The 38-year-old star still plays for his club, Tourlestrane, with whom he won his eighth senior championship medal last week.

"I would never preach to young people about what they should or shouldn't do," he said. But I've seen the damage that alcohol can do to sportsmen. Young people should reflect on that side of things before making a lifestyle choice."

He said staying away from alcohol was never an issue for him.

He could survive in a football environment and in social gatherings without taking a drink.

"I tried alcohol when I was a young lad and I simply didn't like the taste of it. In my case, it was as simple as that.

"At first, there was a bit of pressure from my friends. But once they realised I had no interest in taking a drink, they accepted it.
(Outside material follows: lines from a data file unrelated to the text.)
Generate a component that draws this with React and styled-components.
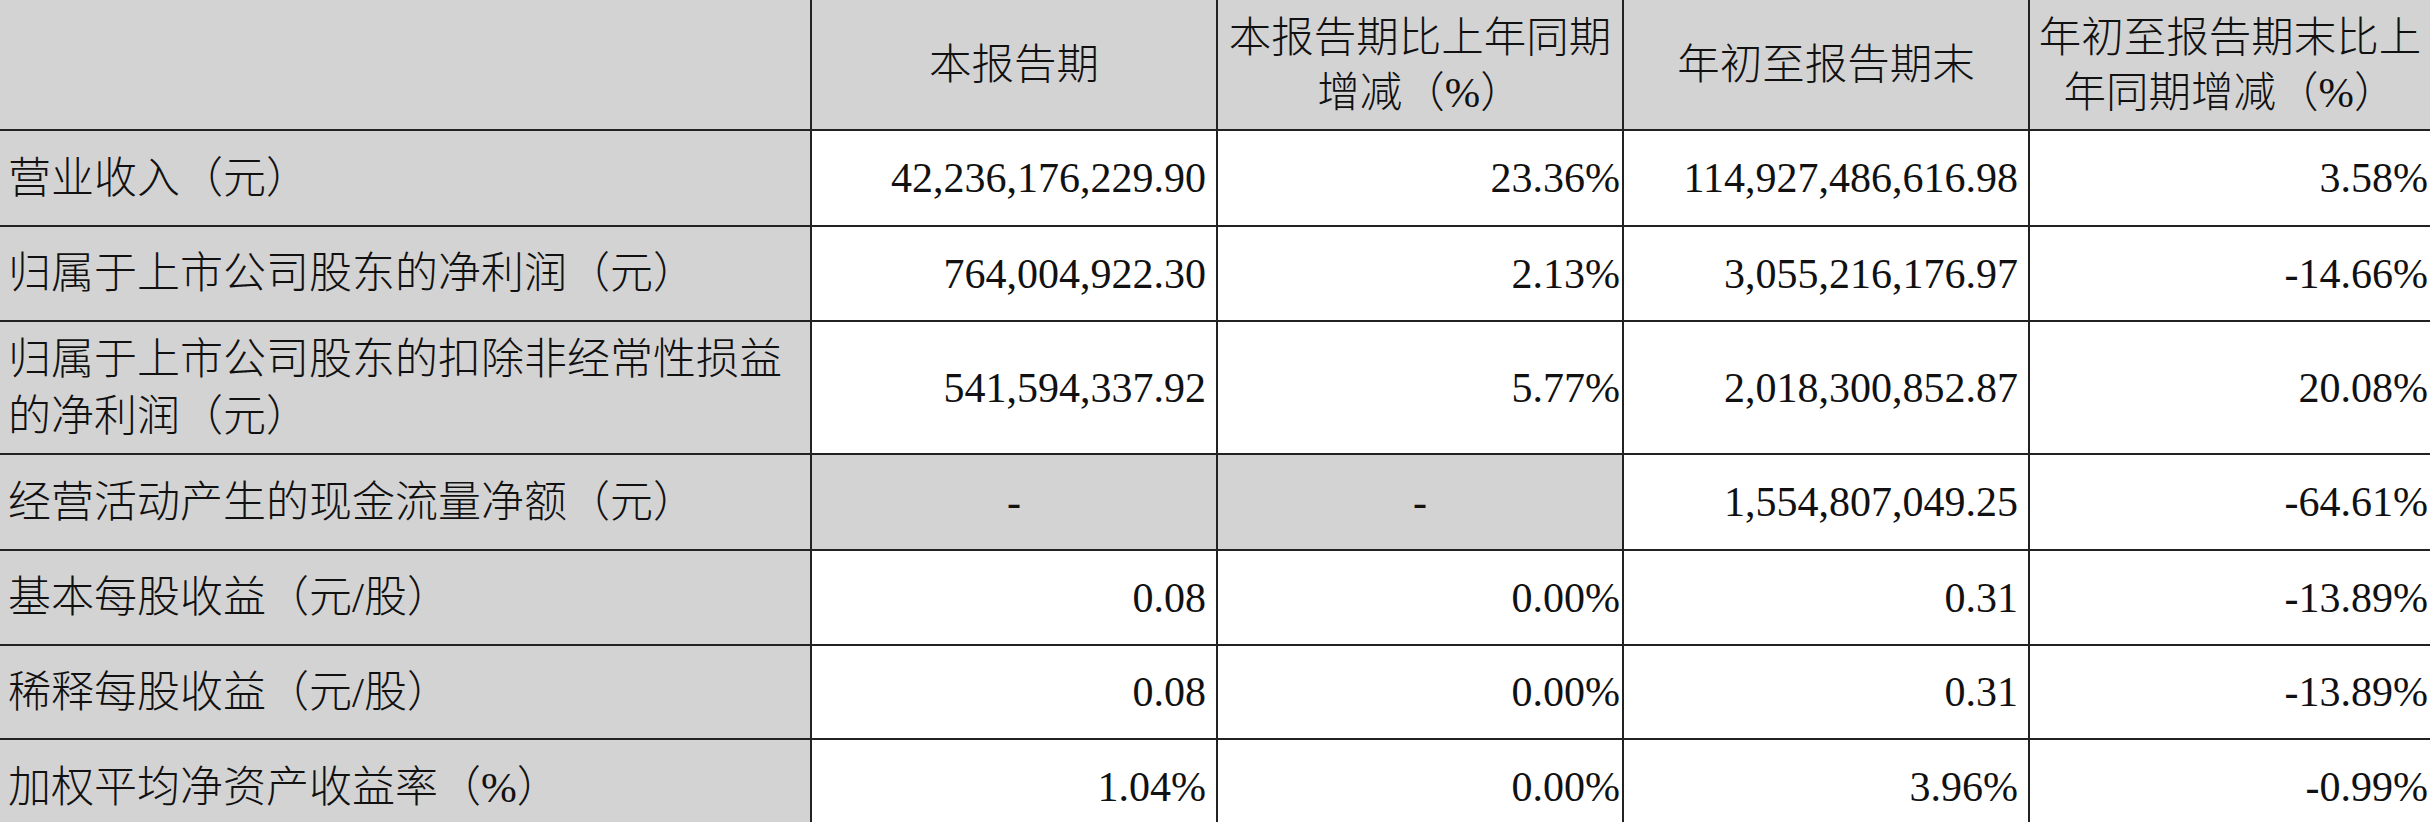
import React from "react";
import styled, { createGlobalStyle } from "styled-components";

const GlobalStyle = createGlobalStyle`
  html, body {
    margin: 0;
    padding: 0;
    background: #ffffff;
    overflow: hidden;
  }
  #root {
    width: 2430px;
    height: 822px;
    overflow: hidden;
  }
`;

const Table = styled.div`
  display: grid;
  grid-template-columns: 810px 406px 406px 406px 402px;
  grid-template-rows: 129px 96px 95px 133px 96px 95px 94px 96px;
  width: 2430px;
  font-family: "Liberation Serif", "Noto Sans CJK SC", serif;
  color: #111111;
`;

const padFor = (p) => {
  if (p.$align === "center") return "0 6px";
  if (p.$align === "right") return p.$tight ? "0 2px 0 0" : "0 10px 0 0";
  return "0 0 0 8px";
};

const Cell = styled.div`
  box-sizing: border-box;
  display: flex;
  align-items: center;
  justify-content: ${(p) =>
    p.$align === "center" ? "center" : p.$align === "right" ? "flex-end" : "flex-start"};
  text-align: ${(p) => p.$align || "left"};
  background: ${(p) => (p.$shade ? "#d3d3d3" : "#ffffff")};
  border-left: ${(p) => (p.$first ? "none" : "2px solid #222222")};
  border-top: ${(p) => (p.$top ? "none" : "2px solid #222222")};
  padding: ${padFor};
  white-space: nowrap;
`;

const HeadText = styled.span`
  font-size: 42.5px;
  line-height: 55px;
  font-weight: 300;
`;

const LabelText = styled.span`
  font-size: 43px;
  line-height: 57px;
  font-weight: 300;
`;

const NumText = styled.span`
  font-size: 42px;
  line-height: 50px;
`;

const headers = [
  ["本报告期"],
  ["本报告期比上年同期", "增减（%）"],
  ["年初至报告期末"],
  ["年初至报告期末比上", "年同期增减（%）"],
];

const rows = [
  { label: ["营业收入（元）"], values: ["42,236,176,229.90", "23.36%", "114,927,486,616.98", "3.58%"] },
  { label: ["归属于上市公司股东的净利润（元）"], values: ["764,004,922.30", "2.13%", "3,055,216,176.97", "-14.66%"] },
  {
    label: ["归属于上市公司股东的扣除非经常性损益", "的净利润（元）"],
    values: ["541,594,337.92", "5.77%", "2,018,300,852.87", "20.08%"],
  },
  { label: ["经营活动产生的现金流量净额（元）"], values: ["-", "-", "1,554,807,049.25", "-64.61%"] },
  { label: ["基本每股收益（元/股）"], values: ["0.08", "0.00%", "0.31", "-13.89%"] },
  { label: ["稀释每股收益（元/股）"], values: ["0.08", "0.00%", "0.31", "-13.89%"] },
  { label: ["加权平均净资产收益率（%）"], values: ["1.04%", "0.00%", "3.96%", "-0.99%"] },
];

const Lines = ({ parts, As }) => (
  <As>
    {parts.map((p, i) => (
      <React.Fragment key={i}>
        {i > 0 && <br />}
        {p}
      </React.Fragment>
    ))}
  </As>
);

export default function App() {
  return (
    <>
      <GlobalStyle />
      <Table>
        <Cell $first $top $shade />
        {headers.map((h, i) => (
          <Cell key={i} $top $shade $align="center">
            <Lines parts={h} As={HeadText} />
          </Cell>
        ))}
        {rows.map((r, ri) => (
          <React.Fragment key={ri}>
            <Cell $first $shade>
              <Lines parts={r.label} As={LabelText} />
            </Cell>
            {r.values.map((v, vi) => {
              const dash = v === "-";
              return (
                <Cell
                  key={vi}
                  $shade={dash}
                  $align={dash ? "center" : "right"}
                  $tight={vi % 2 === 1}
                >
                  <NumText>{v}</NumText>
                </Cell>
              );
            })}
          </React.Fragment>
        ))}
      </Table>
    </>
  );
}
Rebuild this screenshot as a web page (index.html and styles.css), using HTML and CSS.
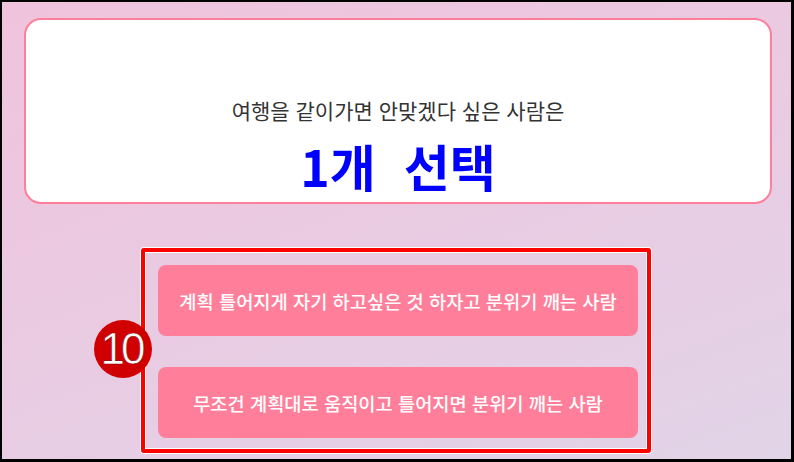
FILE: index.html
```html
<!DOCTYPE html>
<html lang="ko">
<head>
<meta charset="utf-8">
<link rel="stylesheet" href="styles.css">
</head>
<body>
<div class="frame">
  <div class="card">
    <p class="question">여행을 같이가면 안맞겠다 싶은 사람은</p>
    <h1 class="title">1개 &nbsp;선택</h1>
  </div>
  <div class="annot">
    <div class="options">
      <button class="opt">계획 틀어지게 자기 하고싶은 것 하자고 분위기 깨는 사람</button>
      <button class="opt">무조건 계획대로 움직이고 틀어지면 분위기 깨는 사람</button>
    </div>
  </div>
  <div class="badge">10</div>
</div>
</body>
</html>
```
FILE: styles.css
```css
html, body {
  margin: 0;
  padding: 0;
}
body {
  font-family: "Noto Sans CJK KR", "Noto Sans", sans-serif;
}
.frame {
  position: relative;
  width: 794px;
  height: 462px;
  box-sizing: border-box;
  border: 2px solid #000;
  border-right-width: 3px;
  border-bottom-width: 3px;
  background: linear-gradient(160deg, #f0c3dc 0%, #e9cbe2 50%, #e2d4e8 100%);
  display: flex;
  flex-direction: column;
  overflow: hidden;
}
.card {
  margin: 16px 19px 0 22px;
  height: 186px;
  box-sizing: border-box;
  border: 2px solid #ff7f9b;
  border-radius: 17px;
  background: #fff;
  display: flex;
  flex-direction: column;
  align-items: center;
  padding-top: 76px;
}
.question {
  margin: 0;
  font-size: 21px;
  line-height: 28px;
  color: #333;
  font-weight: 400;
}
.title {
  margin: 12px 0 0;
  font-size: 50px;
  line-height: 58px;
  font-weight: 700;
  color: #0000ff;
}
.annot {
  align-self: flex-start;
  margin: 44px 0 0 139px;
  width: 510px;
  box-sizing: border-box;
  border: 4px solid #ff0000;
  border-radius: 3px;
  box-shadow: 0 0 0 1px #fff, inset 0 0 0 1px #fff;
  padding: 13px 9px 11px 13px;
}
.options {
  display: flex;
  flex-direction: column;
  gap: 31px;
}
.opt {
  display: block;
  width: 100%;
  height: 71px;
  border: none;
  border-radius: 8px;
  background: #ff7f9b;
  color: #fff;
  font-family: "Noto Sans CJK KR", "Noto Sans", sans-serif;
  font-size: 18.7px;
  font-weight: 500;
  padding: 0;
}
.badge {
  position: absolute;
  left: 92px;
  top: 318px;
  width: 58px;
  height: 58px;
  border-radius: 50%;
  background: #d00000;
  color: #fff;
  font-family: "Liberation Sans", Arial, sans-serif;
  font-size: 44px;
  line-height: 58px;
  text-align: center;
  letter-spacing: -4px;
  text-indent: -4px;
  -webkit-text-stroke: 0.6px #8a0000;
}
```
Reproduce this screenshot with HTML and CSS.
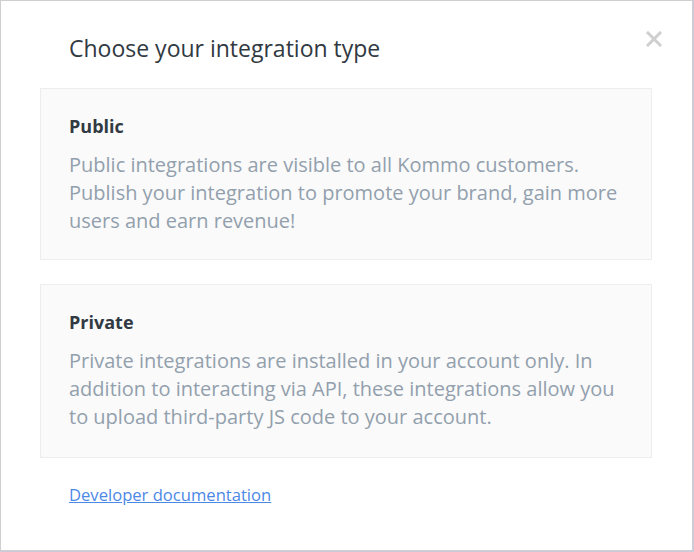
FILE: index.html
```html
<!DOCTYPE html>
<html lang="en">
<head>
    <meta charset="UTF-8">
    <meta name="viewport" content="width=device-width, initial-scale=1.0">
    <title>Choose your integration type</title>
    <link rel="stylesheet" href="styles.css">
</head>
<body>
    <div class="modal">
        <button class="modal-close" aria-label="Close">
            <svg width="16" height="16" viewBox="0 0 16 16">
                <path d="M2 2 L14 14 M14 2 L2 14" stroke="#cfcfcf" stroke-width="3" stroke-linecap="square"/>
            </svg>
        </button>
        <h2 class="modal-title">Choose your integration type</h2>

        <div class="type-card">
            <h3 class="type-name">Public</h3>
            <p class="type-desc">Public integrations are visible to all Kommo customers. Publish your integration to promote your brand, gain more users and earn revenue!</p>
        </div>

        <div class="type-card">
            <h3 class="type-name">Private</h3>
            <p class="type-desc">Private integrations are installed in your account only. In addition to interacting via API, these integrations allow you to upload third-party JS code to your account.</p>
        </div>

        <a class="doc-link" href="#">Developer documentation</a>
    </div>
</body>
</html>
```

FILE: styles.css
```css
* {
    margin: 0;
    padding: 0;
    box-sizing: border-box;
}

body {
    font-family: 'Open Sans', 'Noto Sans', sans-serif;
    background: #cdc9dc;
    width: 694px;
    height: 552px;
}

.modal {
    position: relative;
    width: 693px;
    height: 551px;
    background: #fff;
    border: 1px solid #cfcfcf;
    padding: 29px 40px 0 39px;
}

.modal-close {
    position: absolute;
    top: 30px;
    right: 30px;
    width: 16px;
    height: 16px;
    border: none;
    background: none;
    cursor: pointer;
}

.modal-close svg {
    display: block;
}

.modal-title {
    font-size: 23px;
    font-weight: 400;
    color: #313942;
    padding-left: 29px;
    line-height: 36px;
    margin-bottom: 22px;
}

.type-card {
    background: #fafafa;
    border: 1px solid #ededed;
    padding: 23px 28px 24px;
    margin-bottom: 24px;
}

.type-card:last-of-type {
    padding-bottom: 26px;
}

.type-name {
    font-size: 18px;
    font-weight: 700;
    color: #313942;
    line-height: 28px;
    margin-bottom: 11px;
}

.type-desc {
    font-size: 20px;
    color: #92a0ad;
    line-height: 28px;
}

.doc-link {
    display: inline-block;
    margin-left: 29px;
    margin-top: 1px;
    font-size: 16.6px;
    color: #4c88e6;
    text-decoration: underline;
}
```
"Socially, I enjoy the craic as much as anybody and I've never felt uncomfortable in the company of people who do drink.

There's a lot more peer pressure on young people today than there was when I was a teenager.

"But still the basic message is the same – it's OK to say no."

Tubbercurry captain, Colm McGee; Consultant Hepatologist, Dr. Stephen Stewart; and GAA Community Health Promotion officer, Colin Regan, were among the other speakers.

Cavan goalkeeper, Alan O'Mara, and former Leitrim footballer, Gareth Foley, also addressed the seminar.

The MC was BBC sports presenter, Austin O'Callaghan, and the funding partners were the North West Regional Drug and Alcohol Task Force.

Organiser, David Keane, from St. Mary's GAA, club described the seminar as an outstanding success.

"There were some powerful contributions from the speakers.

The feedback from those in attendance, 50% of whom were were under 18 years, was very positive," he said.